The if name equals main line checks whether you are running the module or importing it. If you are importing it, main() will not run.

Full Code

#!/usr/bin/env python
from datetime import datetime
import json
import os
import requests

from urllib.parse import urlparse

site = 'https://www.jcchouinard.com/'

def main(credentials,site,filename='robots.txt'):
    '''
    Combine all functions
    '''
    url = site + filename
    domain = get_domain_name(site)
    output = path + '/output/' + domain + '/'
    create_project(output)
    r = fetch_page(url)
    output_files = get_robots_files(output)
    compare_robots(credentials,output,output_files,r)

def get_credentials(credentials):
    '''
    Read credentials from JSON file.
    '''
    with open(credentials, 'r') as f:
        creds = json.load(f)
    return creds['slack_webhook']

def post_to_slack(message,credentials):
    '''
    Create header with the message and post to slack.
    '''
    data = {'text':message}
    url = get_credentials(credentials)
    requests.post(url,json=data, verify=False)
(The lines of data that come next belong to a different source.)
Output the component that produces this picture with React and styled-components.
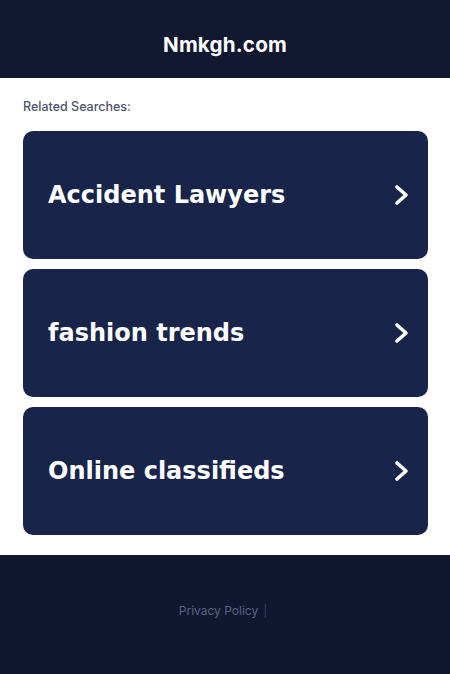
import React from "react";
import styled, { createGlobalStyle } from "styled-components";

const Global = createGlobalStyle`
  html, body { margin: 0; padding: 0; background: #fff; }
  * { box-sizing: border-box; }
`;

const Header = styled.header`
  height: 78px;
  background: #111830;
  display: flex;
  align-items: center;
  justify-content: center;
`;

const Title = styled.h1`
  margin: 0;
  padding-top: 10px;
  color: #fff;
  font-family: "Inter", "Open Sans", sans-serif;
  font-weight: 700;
  font-size: 20.6px;
  letter-spacing: 0.2px;
`;

const Main = styled.main`
  background: #fff;
  padding: 21px 22px 20px 23px;
`;

const Label = styled.div`
  font-family: "Inter", "Open Sans", sans-serif;
  font-size: 12.5px;
  line-height: 15px;
  color: #4b5470;
  font-weight: 500;
  margin-bottom: 17px;
`;

const List = styled.div`
  display: flex;
  flex-direction: column;
  gap: 10px;
`;

const Card = styled.a`
  display: flex;
  align-items: center;
  justify-content: space-between;
  height: 128px;
  padding: 0 16px 0 25px;
  background: #18244a;
  border-radius: 10px;
  text-decoration: none;
  color: #fff;
`;

const CardText = styled.span`
  font-family: "DejaVu Sans", sans-serif;
  font-weight: 700;
  font-size: 24px;
`;

const Footer = styled.footer`
  height: 119px;
  background: #101730;
  display: flex;
  align-items: center;
  justify-content: center;
  padding-bottom: 8px;
`;

const FooterText = styled.span`
  font-family: "Inter", "Open Sans", sans-serif;
  font-size: 12px;
  color: #5a6380;
  margin-left: -4px;
`;

const Sep = styled.span`
  color: #3a4260;
  margin-left: 5px;
`;

const Chevron = () => (
  <svg width="20" height="24" viewBox="0 0 20 24">
    <polyline
      points="5,4 14,12 5,20"
      fill="none"
      stroke="#fff"
      strokeWidth="3.6"
      strokeLinecap="round"
      strokeLinejoin="round"
    />
  </svg>
);

const items = ["Accident Lawyers", "fashion trends", "Online classifieds"];

export default function App() {
  return (
    <>
      <Global />
      <Header>
        <Title>Nmkgh.com</Title>
      </Header>
      <Main>
        <Label>Related Searches:</Label>
        <List>
          {items.map((t) => (
            <Card key={t} href="#">
              <CardText>{t}</CardText>
              <Chevron />
            </Card>
          ))}
        </List>
      </Main>
      <Footer>
        <FooterText>
          Privacy Policy<Sep>|</Sep>
        </FooterText>
      </Footer>
    </>
  );
}
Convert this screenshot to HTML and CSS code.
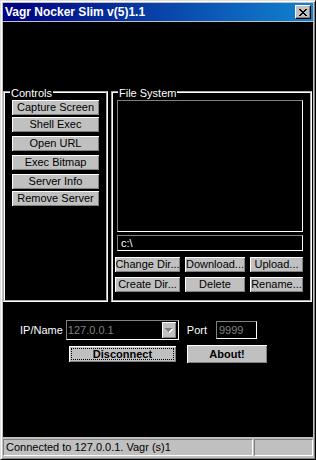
FILE: index.html
```html
<!DOCTYPE html>
<html lang="en">
<head>
    <meta charset="UTF-8">
    <meta name="viewport" content="width=device-width, initial-scale=1.0">
    <title>Vagr Nocker Slim</title>
    <link rel="stylesheet" href="styles.css">
</head>
<body>
    <div class="window">
        <div class="titlebar">
            <span class="title">Vagr Nocker Slim v(5)1.1</span>
            <button class="close-btn" title="Close">
                <svg width="8" height="7" viewBox="0 0 8 7">
                    <path d="M0 0h2v1h-2zM6 0h2v1h-2zM1 1h2v1h-2zM5 1h2v1h-2zM2 2h4v1h-4zM3 3h2v1h-2zM2 4h4v1h-4zM1 5h2v1h-2zM5 5h2v1h-2zM0 6h2v1h-2zM6 6h2v1h-2z" fill="#000"/>
                </svg>
            </button>
        </div>

        <div class="client">
            <div class="groups">
                <div class="group controls">
                    <div class="group-title">Controls</div>
                    <div class="btn-list">
                        <button class="btn">Capture Screen</button>
                        <button class="btn">Shell Exec</button>
                        <button class="btn spaced">Open URL</button>
                        <button class="btn spaced">Exec Bitmap</button>
                        <button class="btn spaced">Server Info</button>
                        <button class="btn">Remove Server</button>
                    </div>
                </div>

                <div class="group files">
                    <div class="group-title">File System</div>
                    <div class="file-list"></div>
                    <div class="path-box">c:\</div>
                    <div class="file-buttons">
                        <button class="btn">Change Dir...</button>
                        <button class="btn">Download...</button>
                        <button class="btn">Upload...</button>
                        <button class="btn">Create Dir...</button>
                        <button class="btn">Delete</button>
                        <button class="btn">Rename...</button>
                    </div>
                </div>
            </div>

            <div class="connect-row">
                <span class="label">IP/Name</span>
                <div class="combo">
                    <span class="combo-text">127.0.0.1</span>
                    <span class="combo-arrow">
                        <svg width="8" height="5" viewBox="0 0 8 5">
                            <path d="M1 1h7v1h-1v1h-1v1h-1v1h-1v-1h-1v-1h-1v-1h-1z" fill="#fff"/>
                            <path d="M0 0h7v1h-1v1h-1v1h-1v1h-1v-1h-1v-1h-1v-1h-1z" fill="#808080"/>
                        </svg>
                    </span>
                </div>
                <span class="label port-label">Port</span>
                <div class="port-box">9999</div>
            </div>

            <div class="action-row">
                <button class="btn bold default"><span class="focus">Disconnect</span></button>
                <button class="btn bold about">About!</button>
            </div>
        </div>

        <div class="statusbar">
            <div class="panel main">Connected to 127.0.0.1. Vagr (s)1</div>
            <div class="panel side"></div>
        </div>
    </div>
</body>
</html>
```

FILE: styles.css
```css
body {
    margin: 0;
    font-family: "Liberation Sans", Arial, sans-serif;
    font-size: 11px;
}
.window {
    width: 316px;
    height: 460px;
    box-sizing: border-box;
    border: 1px solid;
    border-color: #dfdfdf #000 #000 #dfdfdf;
    box-shadow: inset 1px 1px #fff, inset -1px -1px #808080;
    padding: 2px;
    background-color: #c0c0c0;
    display: flex;
    flex-direction: column;
}
.titlebar {
    height: 18px;
    display: flex;
    align-items: center;
    justify-content: space-between;
    padding: 0 2px 0 2px;
    background: linear-gradient(to right, #000080, #1084d0);
}
.title {
    color: #fff;
    font-weight: bold;
    font-size: 12px;
}
.close-btn {
    width: 16px;
    height: 14px;
    padding: 0;
    border: 1px solid;
    border-color: #fff #000 #000 #fff;
    box-shadow: inset -1px -1px #808080;
    background-color: #c0c0c0;
    display: flex;
    align-items: center;
    justify-content: center;
}
.client {
    height: 415px;
    margin-top: 1px;
    background-color: #000;
    color: #fff;
    padding-top: 69px;
    box-sizing: border-box;
}
.groups {
    display: flex;
    gap: 3px;
}
.group {
    height: 211px;
    box-sizing: border-box;
    border: 2px groove #fff;
}
.controls {
    width: 105px;
}
.files {
    width: 201px;
}
.group-title {
    width: fit-content;
    height: 13px;
    line-height: 13px;
    margin: -6px 0 0 5px;
    padding: 0 1px;
    background-color: #000;
}
.btn {
    display: block;
    height: 15px;
    padding: 0;
    border: none;
    background-color: #c0c0c0;
    box-shadow: inset 1px 1px #fff, inset -1px -1px #808080;
    font-family: "Liberation Sans", Arial, sans-serif;
    font-size: 11px;
    line-height: 13px;
    color: #000;
    white-space: nowrap;
}
.btn-list {
    display: flex;
    flex-direction: column;
    gap: 2px;
    margin-left: 7px;
}
.btn-list .btn {
    width: 87px;
}
.btn-list .spaced {
    margin-top: 2px;
}
.file-list {
    width: 186px;
    height: 132px;
    margin-left: 4px;
    box-sizing: border-box;
    border: 1px solid;
    border-color: #808080 #fff #fff #808080;
}
.path-box {
    width: 186px;
    height: 16px;
    margin: 3px 0 0 4px;
    box-sizing: border-box;
    border: 1px solid;
    border-color: #808080 #fff #fff #808080;
    padding-left: 3px;
    line-height: 14px;
}
.file-buttons {
    display: grid;
    grid-template-columns: 65px 60px 53px;
    column-gap: 5px;
    row-gap: 5px;
    width: 188px;
    margin: 6px 0 0 2px;
}
.file-buttons .btn {
    width: 100%;
}
.connect-row {
    display: flex;
    align-items: center;
    margin-top: 18px;
    padding-left: 17px;
    height: 20px;
}
.label {
    margin-right: 3px;
}
.combo {
    width: 113px;
    height: 20px;
    box-sizing: border-box;
    border: 1px solid;
    border-color: #808080 #fff #fff #808080;
    display: flex;
    align-items: center;
    justify-content: space-between;
    padding: 1px 2px 1px 1px;
}
.combo-text {
    color: #808080;
}
.combo-arrow {
    width: 14px;
    height: 16px;
    box-sizing: border-box;
    background-color: #c0c0c0;
    box-shadow: inset 1px 1px #fff, inset -1px -1px #808080;
    display: flex;
    align-items: center;
    justify-content: center;
}
.port-label {
    margin: 0 9px 0 8px;
}
.port-box {
    width: 41px;
    height: 18px;
    box-sizing: border-box;
    border: 1px solid;
    border-color: #808080 #fff #fff #808080;
    color: #808080;
    padding-left: 2px;
    line-height: 16px;
}
.action-row {
    display: flex;
    gap: 10px;
    margin-top: 5px;
    padding-left: 65px;
}
.bold {
    font-weight: bold;
    height: 18px;
    line-height: 16px;
}
.default {
    width: 109px;
    border: 1px solid #000;
    box-shadow: inset 1px 1px #fff, inset -1px -1px #808080;
    padding: 2px;
}
.focus {
    display: block;
    height: 100%;
    box-sizing: border-box;
    border: 1px dotted #000;
    line-height: 10px;
}
.about {
    width: 80px;
}
.statusbar {
    height: 19px;
    margin-top: 1px;
    display: flex;
    gap: 1px;
    padding: 1px 0;
    box-sizing: border-box;
}
.panel {
    box-sizing: border-box;
    border: 1px solid;
    border-color: #808080 #fff #fff #808080;
    line-height: 15px;
    padding-left: 2px;
    color: #000;
}
.main {
    width: 250px;
}
.side {
    flex: 1;
}
```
def create_project(directory):
    '''
    Create a project if it does not exist
    '''
    if not os.path.exists(directory):
        print('Create project: '+ directory)
        os.makedirs(directory)
    else:
        print(f'{directory} project exists')

def get_domain_name(start_url):
    '''
    Get Domain Name in the www_domain_com format
    1. Parse URL
    2. Get Domain
    3. Replace dots to make a usable folder path
    '''
    url = urlparse(start_url)               # Parse URL into components
    domain_name = url.netloc                # Get Domain (or network location)
    domain_name = domain_name.replace('.','_')# Replace . by _ to create usable folder
    domain_name = domain_name.split(':')[0]
    return domain_name

def fetch_page(url):
    '''
    Use requests to fetch URL
    '''
    try:
        r = requests.get(url)
    except Exception as e:
        print(e)
    return r

def get_robots_files(directory):
    '''
    List robots.txt file in output folder
    '''
    output_files = os.listdir(directory)
    output_files.sort()
    return output_files

def get_robotstxt_name(output_files):
    '''
    Get last saved robots.txt file.
    '''
    robots_txt = 'robots.txt'
    files = []
    for filename in output_files:
        if robots_txt in filename:
            files.append(filename)
    return files[-1]

def read_robotstxt(filename):
    '''
    Read robots.txt
    '''
    if os.path.isfile(filename):
        with open(filename,'r') as f:
            txt = f.read()
    return txt

def get_date():
    '''
    Get today's date as YYYY-MM-DD
    '''
    return datetime.today().strftime('%Y-%m-%d:%H:%M%S')

def write_robotstxt(file, output, filename='robots.txt'):
    '''
    Write robots.txt to file using date as identifier.
    '''
    filename = get_date() + '-' + filename
    filename = output + filename
    print(f'filename: {filename}')
    with open(filename,'w') as f:
        f.write(file)

def compare_robots(credentials,output,output_files,r):
    '''
    Compare previous robots to actual robots.
    If different. Save File.
    '''
    new_robotstxt = r.text.replace('\r', '')
    if output_files:
        robots_filename = get_robotstxt_name(output_files) 
        filename = output + robots_filename
        last_robotstxt = read_robotstxt(filename)
        last_robotstxt = last_robotstxt.replace('\r', '')
        if new_robotstxt != last_robotstxt:
            print('Robots.txt was modified')
            write_robotstxt(new_robotstxt, output)
            message = f'The Robots.txt was changed for {filename}'
            post_to_slack(message,credentials)
        else:
            print('No Change to Robots.txt')
    else:
        print('No Existing Robots.txt. Saving one.')
        write_robotstxt(r.text, output)

if __name__ == '__main__':
    path = os.getcwd()
    credentials = path + '/credentials.json'
    main(credentials,site)

Automate The Robots.txt Backups

To automate the robots.txt smoke tests and backups, you can learn how to schedule your python script on Windows task scheduler, or automate python script using CRON on Mac.

You Might Also Like  Slack API with Python (Complete Guide)

You can run your CRON task every day like this:

$ 30 8 * * * /path/to/python /path/to/file/check_robotstxt.py > /path/to/logger/robotstxtchecker.log 2>&1

This is it, you now have implemented a smoke test to check if the robots.txt file of your site has changed and alerted yourself with Python and the Slack API.